(Stored data entries)
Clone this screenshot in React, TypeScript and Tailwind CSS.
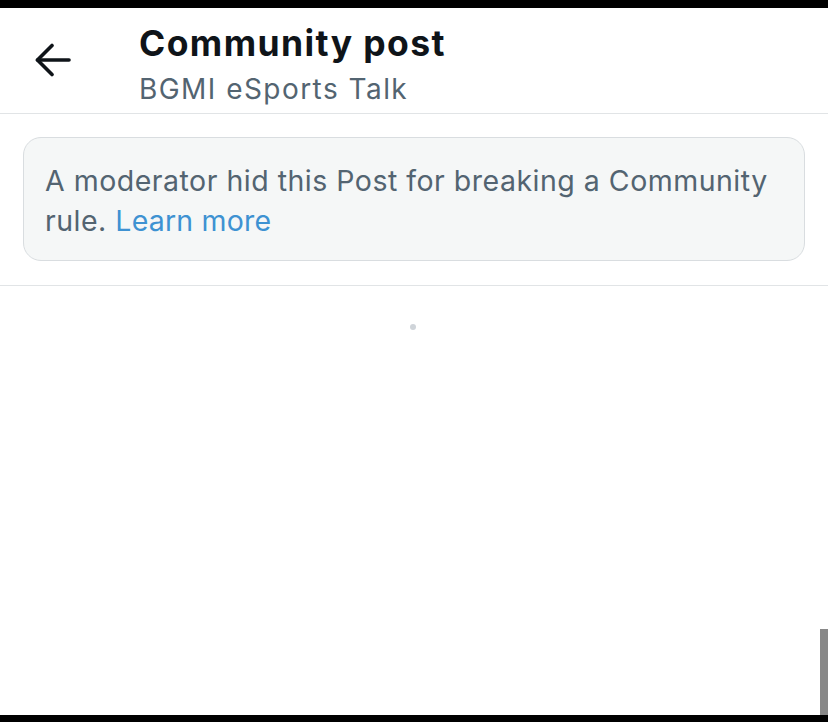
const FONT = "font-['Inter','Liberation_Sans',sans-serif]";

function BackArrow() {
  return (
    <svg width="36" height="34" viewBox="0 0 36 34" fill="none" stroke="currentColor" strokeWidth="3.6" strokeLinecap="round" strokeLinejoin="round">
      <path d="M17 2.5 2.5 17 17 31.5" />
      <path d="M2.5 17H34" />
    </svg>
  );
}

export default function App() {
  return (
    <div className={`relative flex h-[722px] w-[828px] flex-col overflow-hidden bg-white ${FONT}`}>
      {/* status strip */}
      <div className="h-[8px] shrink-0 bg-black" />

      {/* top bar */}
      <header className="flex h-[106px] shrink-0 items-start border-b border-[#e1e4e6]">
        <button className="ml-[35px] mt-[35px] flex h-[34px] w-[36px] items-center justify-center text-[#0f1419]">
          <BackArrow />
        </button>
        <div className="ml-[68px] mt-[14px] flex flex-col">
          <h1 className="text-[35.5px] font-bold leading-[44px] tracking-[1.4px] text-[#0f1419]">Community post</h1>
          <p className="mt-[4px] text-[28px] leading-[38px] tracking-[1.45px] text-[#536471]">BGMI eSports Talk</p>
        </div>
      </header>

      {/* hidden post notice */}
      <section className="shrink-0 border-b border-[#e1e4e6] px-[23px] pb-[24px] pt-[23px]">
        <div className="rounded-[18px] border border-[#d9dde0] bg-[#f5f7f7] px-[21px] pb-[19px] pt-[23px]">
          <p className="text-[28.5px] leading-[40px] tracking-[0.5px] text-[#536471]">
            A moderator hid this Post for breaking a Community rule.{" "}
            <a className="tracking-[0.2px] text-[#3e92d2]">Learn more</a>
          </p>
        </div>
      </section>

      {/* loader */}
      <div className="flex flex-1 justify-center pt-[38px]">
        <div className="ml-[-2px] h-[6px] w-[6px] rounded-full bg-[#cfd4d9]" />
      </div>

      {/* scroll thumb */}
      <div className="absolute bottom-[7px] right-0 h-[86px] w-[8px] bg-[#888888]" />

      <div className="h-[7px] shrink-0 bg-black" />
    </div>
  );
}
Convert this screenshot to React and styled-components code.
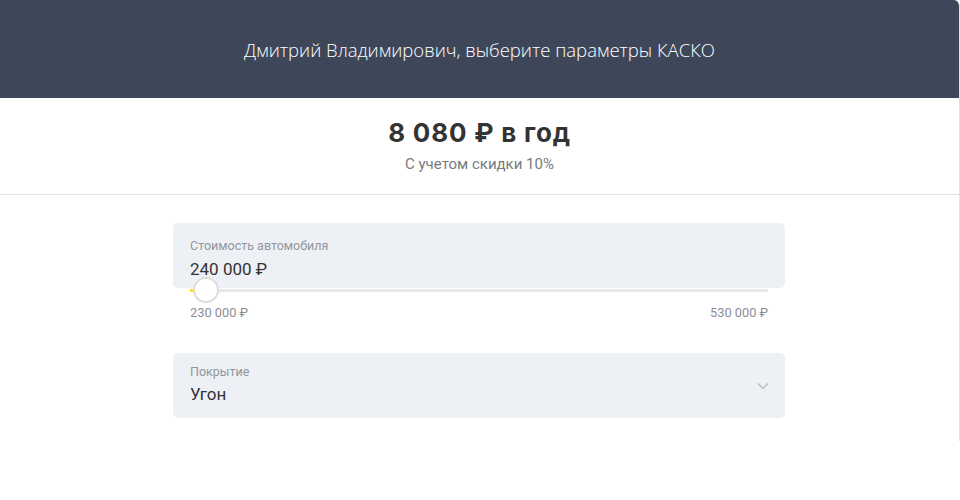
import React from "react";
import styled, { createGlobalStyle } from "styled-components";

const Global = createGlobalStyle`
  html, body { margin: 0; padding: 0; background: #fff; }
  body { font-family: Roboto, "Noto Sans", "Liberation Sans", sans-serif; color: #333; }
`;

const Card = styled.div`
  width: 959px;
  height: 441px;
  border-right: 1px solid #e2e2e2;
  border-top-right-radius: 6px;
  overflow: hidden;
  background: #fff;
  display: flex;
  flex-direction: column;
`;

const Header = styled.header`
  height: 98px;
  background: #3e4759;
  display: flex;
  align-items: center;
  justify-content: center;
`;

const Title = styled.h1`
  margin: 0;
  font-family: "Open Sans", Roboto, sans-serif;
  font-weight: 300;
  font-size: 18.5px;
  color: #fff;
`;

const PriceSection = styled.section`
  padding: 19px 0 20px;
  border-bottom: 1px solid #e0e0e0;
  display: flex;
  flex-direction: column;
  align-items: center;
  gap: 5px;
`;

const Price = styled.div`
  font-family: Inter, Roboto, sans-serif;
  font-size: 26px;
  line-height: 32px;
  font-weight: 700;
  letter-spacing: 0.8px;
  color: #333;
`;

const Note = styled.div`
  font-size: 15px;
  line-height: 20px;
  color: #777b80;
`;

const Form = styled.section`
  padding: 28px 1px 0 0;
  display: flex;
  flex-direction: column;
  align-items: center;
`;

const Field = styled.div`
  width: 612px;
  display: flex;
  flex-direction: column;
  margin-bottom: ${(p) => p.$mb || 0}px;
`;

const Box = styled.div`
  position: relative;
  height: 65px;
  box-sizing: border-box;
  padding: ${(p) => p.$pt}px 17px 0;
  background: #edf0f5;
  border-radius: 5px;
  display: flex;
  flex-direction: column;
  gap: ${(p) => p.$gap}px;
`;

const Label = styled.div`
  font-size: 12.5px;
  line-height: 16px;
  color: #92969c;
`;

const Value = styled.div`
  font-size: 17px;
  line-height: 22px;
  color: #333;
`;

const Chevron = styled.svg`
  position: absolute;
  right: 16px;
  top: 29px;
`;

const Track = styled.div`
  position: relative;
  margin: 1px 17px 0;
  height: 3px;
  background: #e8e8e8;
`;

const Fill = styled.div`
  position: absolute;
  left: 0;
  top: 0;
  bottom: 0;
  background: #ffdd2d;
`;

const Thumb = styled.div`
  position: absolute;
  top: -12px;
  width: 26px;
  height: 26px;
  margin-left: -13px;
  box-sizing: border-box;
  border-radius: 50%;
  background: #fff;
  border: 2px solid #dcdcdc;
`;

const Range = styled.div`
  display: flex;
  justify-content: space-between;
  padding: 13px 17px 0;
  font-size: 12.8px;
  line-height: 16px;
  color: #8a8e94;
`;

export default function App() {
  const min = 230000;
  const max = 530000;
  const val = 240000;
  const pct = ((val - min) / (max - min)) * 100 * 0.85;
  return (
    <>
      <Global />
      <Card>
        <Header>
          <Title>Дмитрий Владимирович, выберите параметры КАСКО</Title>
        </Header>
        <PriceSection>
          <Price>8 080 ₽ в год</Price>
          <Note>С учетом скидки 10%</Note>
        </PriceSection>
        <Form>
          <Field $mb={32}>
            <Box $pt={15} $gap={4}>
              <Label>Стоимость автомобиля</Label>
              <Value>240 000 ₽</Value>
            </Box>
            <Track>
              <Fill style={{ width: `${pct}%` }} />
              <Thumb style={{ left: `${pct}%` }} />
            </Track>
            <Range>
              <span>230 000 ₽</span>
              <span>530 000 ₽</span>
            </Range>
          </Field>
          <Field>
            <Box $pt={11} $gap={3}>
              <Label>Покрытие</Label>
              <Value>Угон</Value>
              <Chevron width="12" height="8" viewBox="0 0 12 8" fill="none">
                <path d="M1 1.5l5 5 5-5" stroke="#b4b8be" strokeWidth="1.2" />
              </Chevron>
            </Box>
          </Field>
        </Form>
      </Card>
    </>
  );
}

* [AIM OF THE EXERCISE] Print the complete listing exactly, apart from any pictures.

* [THE OUTPUT]
Clone this screenshot in React, TypeScript and Tailwind CSS.
const FONT = "font-['Inter','Liberation_Sans',sans-serif]";

function BackArrow() {
  return (
    <svg width="36" height="34" viewBox="0 0 36 34" fill="none" stroke="currentColor" strokeWidth="3.6" strokeLinecap="round" strokeLinejoin="round">
      <path d="M17 2.5 2.5 17 17 31.5" />
      <path d="M2.5 17H34" />
    </svg>
  );
}

export default function App() {
  return (
    <div className={`relative flex h-[722px] w-[828px] flex-col overflow-hidden bg-white ${FONT}`}>
      {/* status strip */}
      <div className="h-[8px] shrink-0 bg-black" />

      {/* top bar */}
      <header className="flex h-[106px] shrink-0 items-start border-b border-[#e1e4e6]">
        <button className="ml-[35px] mt-[35px] flex h-[34px] w-[36px] items-center justify-center text-[#0f1419]">
          <BackArrow />
        </button>
        <div className="ml-[68px] mt-[14px] flex flex-col">
          <h1 className="text-[35.5px] font-bold leading-[44px] tracking-[1.4px] text-[#0f1419]">Community post</h1>
          <p className="mt-[4px] text-[28px] leading-[38px] tracking-[1.45px] text-[#536471]">BGMI eSports Talk</p>
        </div>
      </header>

      {/* hidden post notice */}
      <section className="shrink-0 border-b border-[#e1e4e6] px-[23px] pb-[24px] pt-[23px]">
        <div className="rounded-[18px] border border-[#d9dde0] bg-[#f5f7f7] px-[21px] pb-[19px] pt-[23px]">
          <p className="text-[28.5px] leading-[40px] tracking-[0.5px] text-[#536471]">
            A moderator hid this Post for breaking a Community rule.{" "}
            <a className="tracking-[0.2px] text-[#3e92d2]">Learn more</a>
          </p>
        </div>
      </section>

      {/* loader */}
      <div className="flex flex-1 justify-center pt-[38px]">
        <div className="ml-[-2px] h-[6px] w-[6px] rounded-full bg-[#cfd4d9]" />
      </div>

      {/* scroll thumb */}
      <div className="absolute bottom-[7px] right-0 h-[86px] w-[8px] bg-[#888888]" />

      <div className="h-[7px] shrink-0 bg-black" />
    </div>
  );
}
Convert this screenshot to React and styled-components code.
import React from "react";
import styled, { createGlobalStyle } from "styled-components";

const Global = createGlobalStyle`
  html, body { margin: 0; padding: 0; background: #fff; }
  body { font-family: Roboto, "Noto Sans", "Liberation Sans", sans-serif; color: #333; }
`;

const Card = styled.div`
  width: 959px;
  height: 441px;
  border-right: 1px solid #e2e2e2;
  border-top-right-radius: 6px;
  overflow: hidden;
  background: #fff;
  display: flex;
  flex-direction: column;
`;

const Header = styled.header`
  height: 98px;
  background: #3e4759;
  display: flex;
  align-items: center;
  justify-content: center;
`;

const Title = styled.h1`
  margin: 0;
  font-family: "Open Sans", Roboto, sans-serif;
  font-weight: 300;
  font-size: 18.5px;
  color: #fff;
`;

const PriceSection = styled.section`
  padding: 19px 0 20px;
  border-bottom: 1px solid #e0e0e0;
  display: flex;
  flex-direction: column;
  align-items: center;
  gap: 5px;
`;

const Price = styled.div`
  font-family: Inter, Roboto, sans-serif;
  font-size: 26px;
  line-height: 32px;
  font-weight: 700;
  letter-spacing: 0.8px;
  color: #333;
`;

const Note = styled.div`
  font-size: 15px;
  line-height: 20px;
  color: #777b80;
`;

const Form = styled.section`
  padding: 28px 1px 0 0;
  display: flex;
  flex-direction: column;
  align-items: center;
`;

const Field = styled.div`
  width: 612px;
  display: flex;
  flex-direction: column;
  margin-bottom: ${(p) => p.$mb || 0}px;
`;

const Box = styled.div`
  position: relative;
  height: 65px;
  box-sizing: border-box;
  padding: ${(p) => p.$pt}px 17px 0;
  background: #edf0f5;
  border-radius: 5px;
  display: flex;
  flex-direction: column;
  gap: ${(p) => p.$gap}px;
`;

const Label = styled.div`
  font-size: 12.5px;
  line-height: 16px;
  color: #92969c;
`;

const Value = styled.div`
  font-size: 17px;
  line-height: 22px;
  color: #333;
`;

const Chevron = styled.svg`
  position: absolute;
  right: 16px;
  top: 29px;
`;

const Track = styled.div`
  position: relative;
  margin: 1px 17px 0;
  height: 3px;
  background: #e8e8e8;
`;

const Fill = styled.div`
  position: absolute;
  left: 0;
  top: 0;
  bottom: 0;
  background: #ffdd2d;
`;

const Thumb = styled.div`
  position: absolute;
  top: -12px;
  width: 26px;
  height: 26px;
  margin-left: -13px;
  box-sizing: border-box;
  border-radius: 50%;
  background: #fff;
  border: 2px solid #dcdcdc;
`;

const Range = styled.div`
  display: flex;
  justify-content: space-between;
  padding: 13px 17px 0;
  font-size: 12.8px;
  line-height: 16px;
  color: #8a8e94;
`;

export default function App() {
  const min = 230000;
  const max = 530000;
  const val = 240000;
  const pct = ((val - min) / (max - min)) * 100 * 0.85;
  return (
    <>
      <Global />
      <Card>
        <Header>
          <Title>Дмитрий Владимирович, выберите параметры КАСКО</Title>
        </Header>
        <PriceSection>
          <Price>8 080 ₽ в год</Price>
          <Note>С учетом скидки 10%</Note>
        </PriceSection>
        <Form>
          <Field $mb={32}>
            <Box $pt={15} $gap={4}>
              <Label>Стоимость автомобиля</Label>
              <Value>240 000 ₽</Value>
            </Box>
            <Track>
              <Fill style={{ width: `${pct}%` }} />
              <Thumb style={{ left: `${pct}%` }} />
            </Track>
            <Range>
              <span>230 000 ₽</span>
              <span>530 000 ₽</span>
            </Range>
          </Field>
          <Field>
            <Box $pt={11} $gap={3}>
              <Label>Покрытие</Label>
              <Value>Угон</Value>
              <Chevron width="12" height="8" viewBox="0 0 12 8" fill="none">
                <path d="M1 1.5l5 5 5-5" stroke="#b4b8be" strokeWidth="1.2" />
              </Chevron>
            </Box>
          </Field>
        </Form>
      </Card>
    </>
  );
}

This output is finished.